I find myself explaining to my girls that this is actually not sausage at all, but some other magic sausage-shaped, pork-free alternative. The truth is just too grotesque. Kids are logical. If pigs eat pig sausages then do humans eat human sausages? Let’s not go there.
There are two classic fairy tales whose endings I always exclude when reading to my two daughters: Hansel and Gretel and The Gingerbread Man. Both stories end with abrupt and violent death. Gretel, cognisant of her own impending demise, takes her opportunity and shoves the witch into the oven, immolating her. The story ends with an elderly woman burning to death.
I simply cannot find a way to tell this part of the story to a three-year-old child without it being immensely upsetting. Equally, The Gingerbread Man ends with the wolf gorging on our protagonist. It is sudden, brutal and leaves the reader bereft.

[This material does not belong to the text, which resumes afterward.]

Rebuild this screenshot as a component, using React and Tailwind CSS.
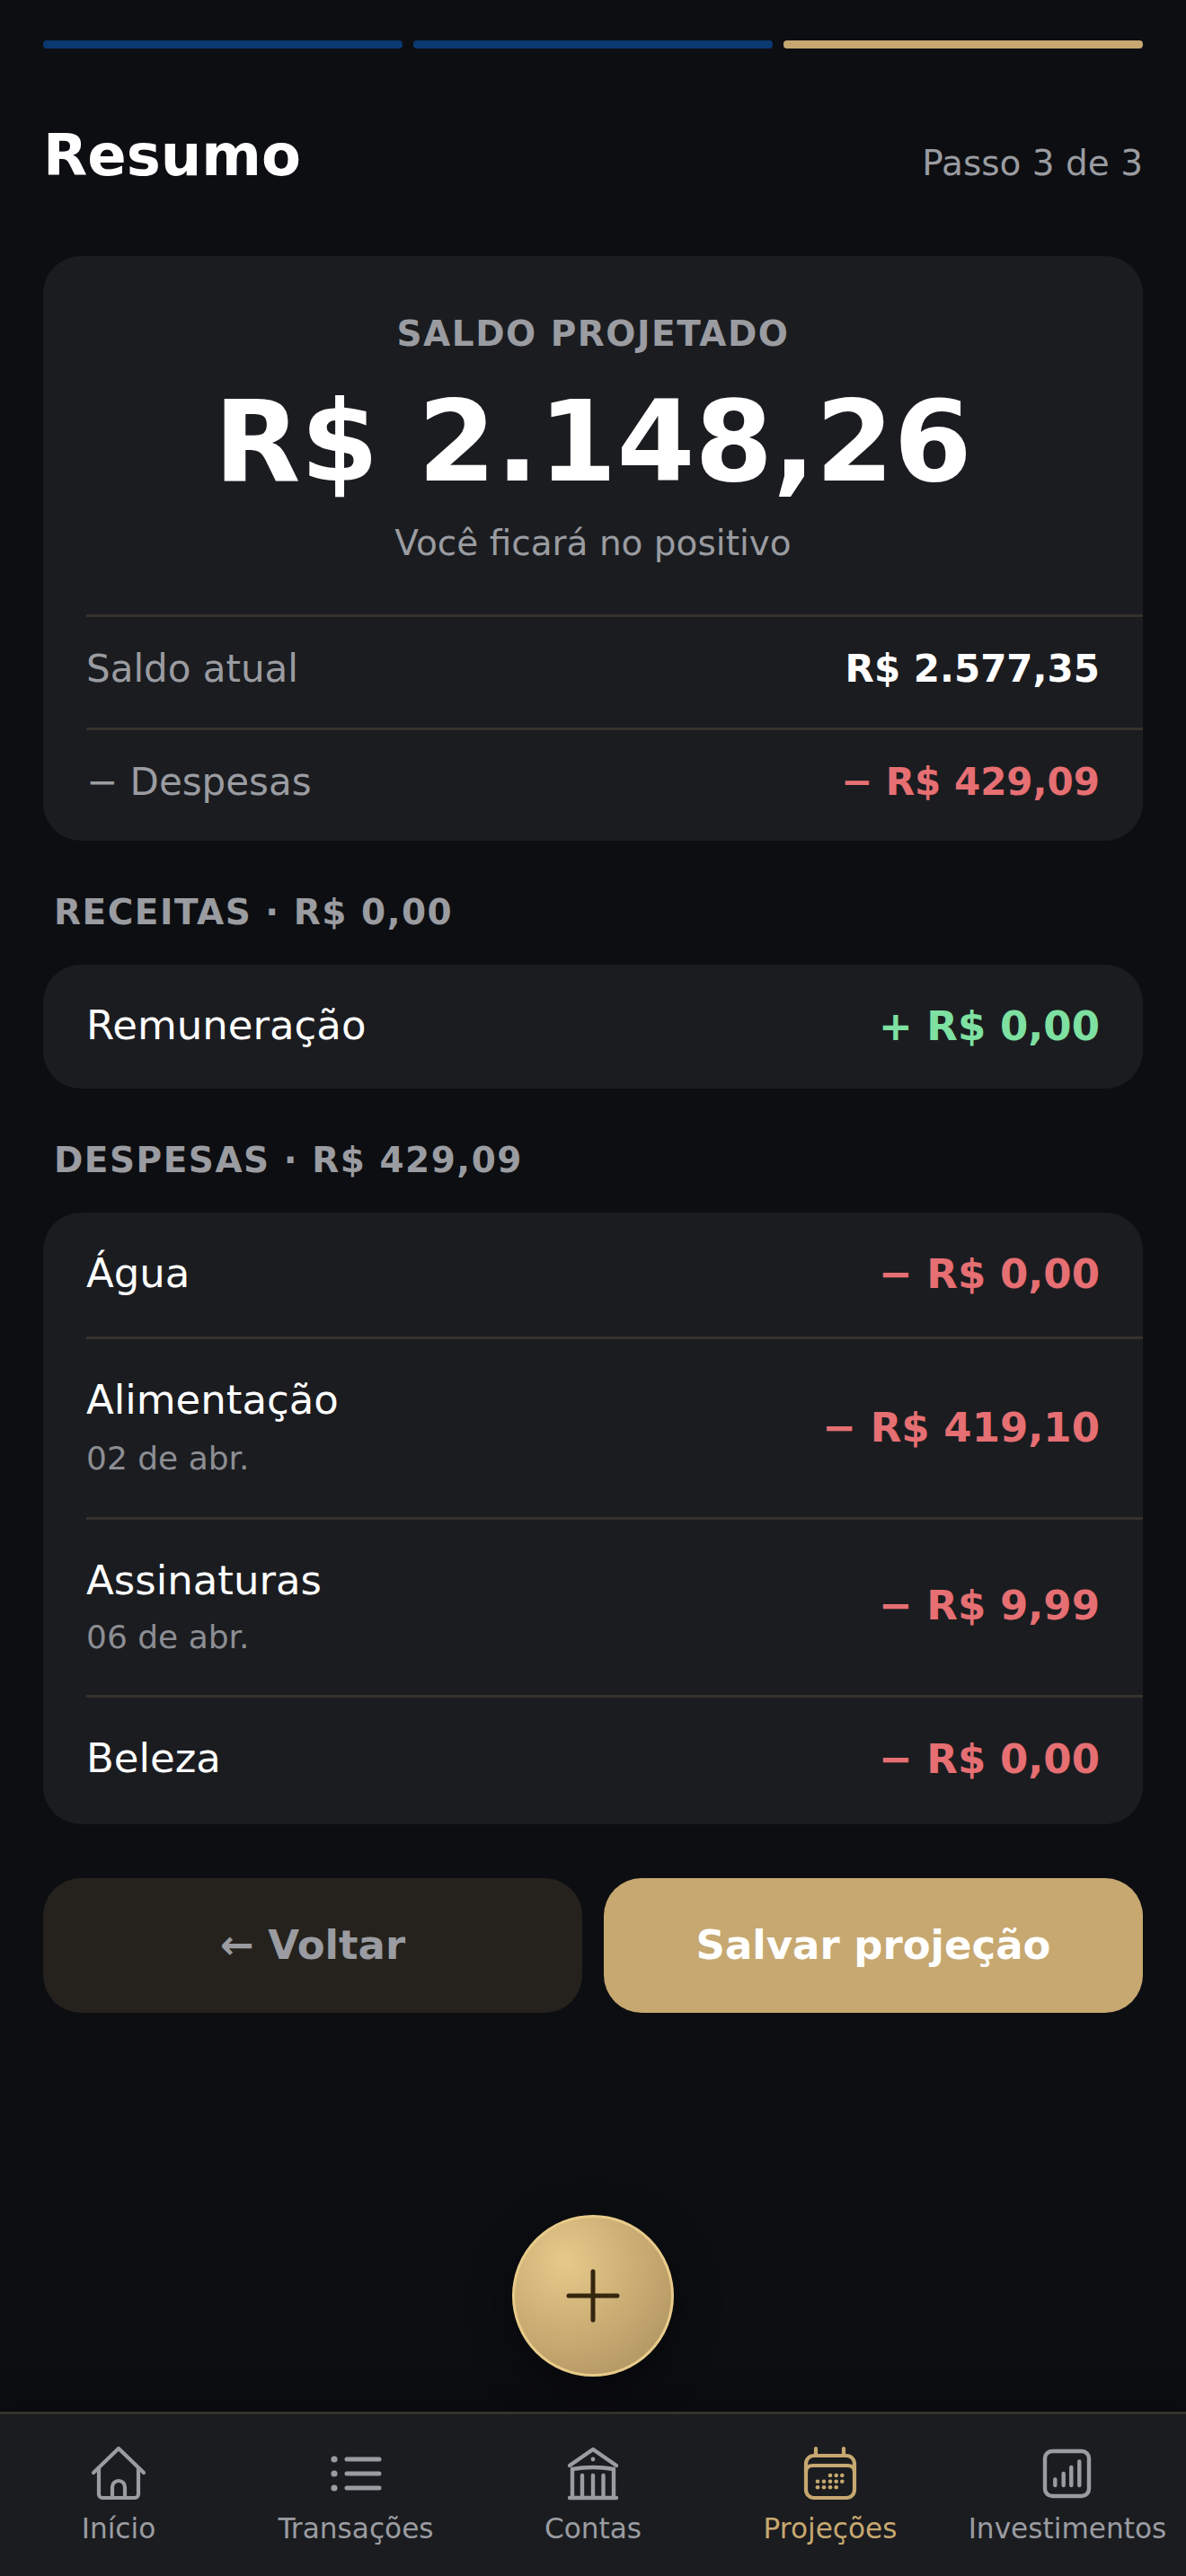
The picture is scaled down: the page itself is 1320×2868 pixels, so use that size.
const font = "font-['DejaVu_Sans',sans-serif]";

function Row({ label, sub, subClass = '', padBottom = 'pb-[43px]', value, valueClass = '', color, divider }) {
  return (
    <div className="flex items-stretch pl-12">
      <div className={`flex flex-1 items-center justify-between pr-12 ${divider ? 'border-t-[3px] border-[#34322b]' : ''}`}>
        <div className={`pt-[41px] ${padBottom}`}>
          <div className="text-[45px] leading-[54px] text-white">{label}</div>
          {sub && <div className={`text-[36px] leading-[48px] text-[#8c8e93] ${subClass}`}>{sub}</div>}
        </div>
        <div className={`text-[45px] font-bold ${color} ${valueClass}`}>{value}</div>
      </div>
    </div>
  );
}

function HomeIcon() {
  return (
    <svg width="72" height="72" viewBox="0 0 72 72" fill="none" stroke="currentColor" strokeWidth="4.2" strokeLinecap="round" strokeLinejoin="round">
      <path d="M8 35 36 8 64 35" />
      <path d="M14 30V59a4 4 0 0 0 4 4H54a4 4 0 0 0 4-4V30" />
      <path d="M29 63V51a6 6 0 0 1 14 0V63" />
    </svg>
  );
}

function ListIcon() {
  return (
    <svg width="72" height="72" viewBox="0 0 72 72" fill="none" stroke="currentColor" strokeWidth="5" strokeLinecap="round">
      <path d="M26 20H62M26 36H62M26 52H62" />
      <circle cx="12" cy="20" r="3.6" fill="currentColor" stroke="none" />
      <circle cx="12" cy="36" r="3.6" fill="currentColor" stroke="none" />
      <circle cx="12" cy="52" r="3.6" fill="currentColor" stroke="none" />
    </svg>
  );
}

function BankIcon() {
  return (
    <svg width="72" height="72" viewBox="0 0 72 72" fill="none" stroke="currentColor" strokeWidth="4.4" strokeLinecap="round" strokeLinejoin="round">
      <path d="M10 27 36 9 62 27" />
      <path d="M13 31Q36 27 59 31" />
      <path d="M13 31V62M59 31V62M24 38V62M36 38V62M47.5 38V62" />
      <path d="M10 63H62" />
      <circle cx="36" cy="20" r="2.4" fill="currentColor" stroke="none" />
    </svg>
  );
}

function CalendarIcon() {
  const dots = [
    [36, 38], [42.7, 38], [49.3, 38],
    [22, 44.7], [29, 44.7], [36, 44.7], [42.7, 44.7], [49.3, 44.7],
    [22, 51.3], [29, 51.3], [36, 51.3], [42.7, 51.3],
  ];
  return (
    <svg width="72" height="72" viewBox="0 0 72 72" fill="none" stroke="currentColor" strokeWidth="4.2" strokeLinecap="round" strokeLinejoin="round">
      <path d="M20 8V16M51 8V16" />
      <rect x="9" y="16" width="54" height="47" rx="9" />
      <path d="M9 34Q9 27 17 27H55Q63 27 63 34" />
      {dots.map(([cx, cy]) => (
        <circle key={`${cx}-${cy}`} cx={cx} cy={cy} r="2.3" fill="currentColor" stroke="none" />
      ))}
    </svg>
  );
}

function ChartIcon() {
  return (
    <svg width="72" height="72" viewBox="0 0 72 72" fill="none" stroke="currentColor" strokeLinecap="round">
      <rect x="11" y="11" width="49" height="50" rx="8" strokeWidth="4.4" />
      <path d="M22.3 42.5V49M31.7 36V49M40.3 29V49M49.3 22.5V49" strokeWidth="4.4" />
    </svg>
  );
}

const navItems = [
  { label: 'Início', icon: HomeIcon },
  { label: 'Transações', icon: ListIcon },
  { label: 'Contas', icon: BankIcon },
  { label: 'Projeções', icon: CalendarIcon, active: true },
  { label: 'Investimentos', icon: ChartIcon },
];

export default function App() {
  return (
    <div className={`relative flex h-[2868px] w-[1320px] flex-col overflow-hidden bg-[#0d0e12] ${font}`}>
      <main className="flex-1 px-12 pt-[45px]">
        <div className="flex gap-3">
          <div className="h-[9px] flex-1 rounded bg-[#0a3871]" />
          <div className="h-[9px] flex-1 rounded bg-[#0a3871]" />
          <div className="h-[9px] flex-1 rounded bg-[#c6a870]" />
        </div>

        <div className="mt-[80px] flex items-baseline justify-between">
          <h1 className="text-[64px] font-bold leading-[78px] text-white">Resumo</h1>
          <span className="text-[39px] leading-[48px] text-[#9a9ca1]">Passo 3 de 3</span>
        </div>

        <section className="mt-[73px] overflow-hidden rounded-[42px] bg-[#1b1c20]">
          <div className="h-[399px] px-12 pt-[63px] text-center">
            <div className="text-[39px] font-bold leading-[48px] tracking-[1.5px] text-[#9a9ca1]">SALDO PROJETADO</div>
            <div className="mt-[21px] text-[125px] font-bold leading-[150px] text-white">R$ 2.148,26</div>
            <div className="mt-[14px] text-[39px] leading-[48px] text-[#9a9ca1]">Você ficará no positivo</div>
          </div>
          <div className="pl-12">
            <div className="flex h-[126px] items-center justify-between border-t-[3px] border-[#34322b] pr-12 pb-2">
              <span className="text-[42px] text-[#9a9ca1]">Saldo atual</span>
              <span className="text-[42px] font-bold text-white">R$ 2.577,35</span>
            </div>
            <div className="flex h-[126px] items-center justify-between border-t-[3px] border-[#34322b] pr-12 pb-2">
              <span className="text-[42px] text-[#9a9ca1]">− Despesas</span>
              <span className="text-[42px] font-bold text-[#e56f72]">− R$ 429,09</span>
            </div>
          </div>
        </section>

        <h2 className="mt-[56px] pl-3 text-[39px] font-bold leading-[48px] tracking-[1.5px] text-[#9a9ca1]">RECEITAS · R$ 0,00</h2>
        <section className="mt-[34px] overflow-hidden rounded-[42px] bg-[#1b1c20]">
          <Row label="Remuneração" value="+ R$ 0,00" color="text-[#7ee0a1]" />
        </section>

        <h2 className="mt-[56px] pl-3 text-[39px] font-bold leading-[48px] tracking-[1.5px] text-[#9a9ca1]">DESPESAS · R$ 429,09</h2>
        <section className="mt-[34px] overflow-hidden rounded-[42px] bg-[#1b1c20]">
          <Row label="Água" value="− R$ 0,00" color="text-[#e56f72]" />
          <Row label="Alimentação" sub="02 de abr." subClass="mt-[14px]" padBottom="pb-[41px]" value="− R$ 419,10" color="text-[#e56f72]" divider />
          <Row label="Assinaturas" sub="06 de abr." subClass="mt-[12px]" padBottom="pb-[40px]" value="− R$ 9,99" valueClass="mb-[3px]" color="text-[#e56f72]" divider />
          <Row label="Beleza" padBottom="pb-[46px]" value="− R$ 0,00" valueClass="mb-[3px]" color="text-[#e56f72]" divider />
        </section>

        <div className="mt-[60px] flex gap-6">
          <button type="button" className="h-[150px] flex-1 rounded-[42px] bg-[#25221d] text-[45px] font-bold text-[#9a9ca1]">← Voltar</button>
          <button type="button" className="h-[150px] flex-1 rounded-[42px] bg-[#c6a870] text-[45px] font-bold text-white">Salvar projeção</button>
        </div>
      </main>

      <button
        type="button"
        aria-label="Adicionar"
        className="absolute left-[570px] top-[2466px] z-10 flex h-[180px] w-[180px] items-center justify-center rounded-full border-[3px] border-[#e8cb8a] bg-[radial-gradient(circle_at_32%_28%,#e6c98a,#c6a870_55%,#a78d5c)] text-[#35260f] shadow-[0_12px_48px_rgba(0,0,0,0.5)]"
      >
        <svg width="60" height="60" viewBox="0 0 60 60" fill="none" stroke="currentColor" strokeWidth="5" strokeLinecap="round">
          <path d="M30 3V57M3 30H57" />
        </svg>
      </button>

      <nav className="grid h-[183px] grid-cols-5 border-t-[3px] border-[#34322b] bg-[#1b1c20] pt-[30px] shadow-[0_-12px_36px_rgba(0,0,0,0.3)]">
        {navItems.map((item) => {
          const Icon = item.icon;
          return (
            <div key={item.label} className={`flex flex-col items-center ${item.active ? 'text-[#c6a870]' : 'text-[#9a9ca1]'}`}>
              <Icon />
              <span className="mt-[4px] whitespace-nowrap text-[31.2px] leading-[42px]">{item.label}</span>
            </div>
          );
        })}
      </nav>
    </div>
  );
}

Perhaps a more egregious trope that I find myself constantly meddling with is the insistence on the benevolence of monarchy in kids’ fairy tales. Royal figures are portrayed as aspirational, heroic, beautiful. In Charles Perrot’s 1697 version of Cinderella, which now forms the basis of most editions of the story, the Prince rampages through the city trying the glass slipper on any woman he sees, in the vainglorious assumption that he can marry whomever the shoe fits.
The arrogance of monarchy shines through but is rarely questioned in these stories. Despite the fact that many of us have an aversion to the idea of contemporary monarchy, a lot of our girls pretend to be princesses or play dress up with little tiaras. I watch this unfolding and wonder how this has happened. We live in a republic, so why are so many kids finding this aspirational? It all comes back to fairy tales and how these characters are portrayed.
Disney has done more to preserve the idea of monarchy in the 20th and 21st centuries than any Golden Jubilee or Trooping the Colour could ever do. Royalty is consistently equated with beauty in kids' stories. Snow White is described as having “lips red as the rose, hair black as ebony, skin white as snow.” In Rapunzel, the eponymous character, beautiful and blonde, is saved by a prince.
Snow White herself is also depicted as a damsel in distress, brought back to life by a ‘charming prince’. If young readers are constantly bombarded with the idea that the royals are beautiful, strong and brave then it is inevitable that they become role models for them.
The problem is this: I don’t want princes and princesses to be my children’s role models. The whole notion of monarchy represents the antithesis of the values I wish to impart. But of course, these values quickly crumble when those big innocent eyes ask for yet another screening of Frozen.
Academics Lori Baker-Sperry and Sociology professor Liz Grauerholz have studied what they describe as the ‘feminine beauty ideal’ in fairy tales and they found that there are “approximately five times more references to women’s beauty per tale than men’s handsomeness”.
The portrayal of girls and women in many fairy tales is simply outdated and doesn’t adhere to contemporary values of equality. In my own telling of the Cinderella narrative, the prince isn’t a prince at all, but a regular layperson who happens to own a massive gaff through his own hard work, rather than royal privilege. A socialist interpretation of Cinderella? Yep, I’ll take that.
Others will argue that I am needlessly sanitising traditional children’s literature. I don’t agree. There are certain books that most people wouldn’t dream of showing to their kids nowadays, titles that were once considered acceptable. The Three Golliwogs, Enid Blyton’s 1944 book, fits this description. So, if we collectively decide that a title like this isn’t okay anymore then it is fair to examine the appropriateness of any book, surely? The British publisher Egmont has taken an intriguing approach to their publication of Hergé’s Tintin. I recently bought a copy of Tintin in the Congo, his problematic and hyper-colonial escapade in Africa. I discovered that the latest edition comes with a note warning readers of this.
It reads, “In his portrayal of the Belgian Congo, the young Hergé reflects the colonial attitudes of the time... he depicted the African people according to the bourgeois, paternalistic stereotypes of the period - an interpretation that some of today's readers may find anachronistic”. This offering of important cultural context is a possible solution to controversial legacy titles.
Literary revisionism is simply part of a broader and ongoing critical assessment of the books we read and the works we hand down to the next generation. But it’s not just publishers who have to make retrospective decisions about their books, its parents too.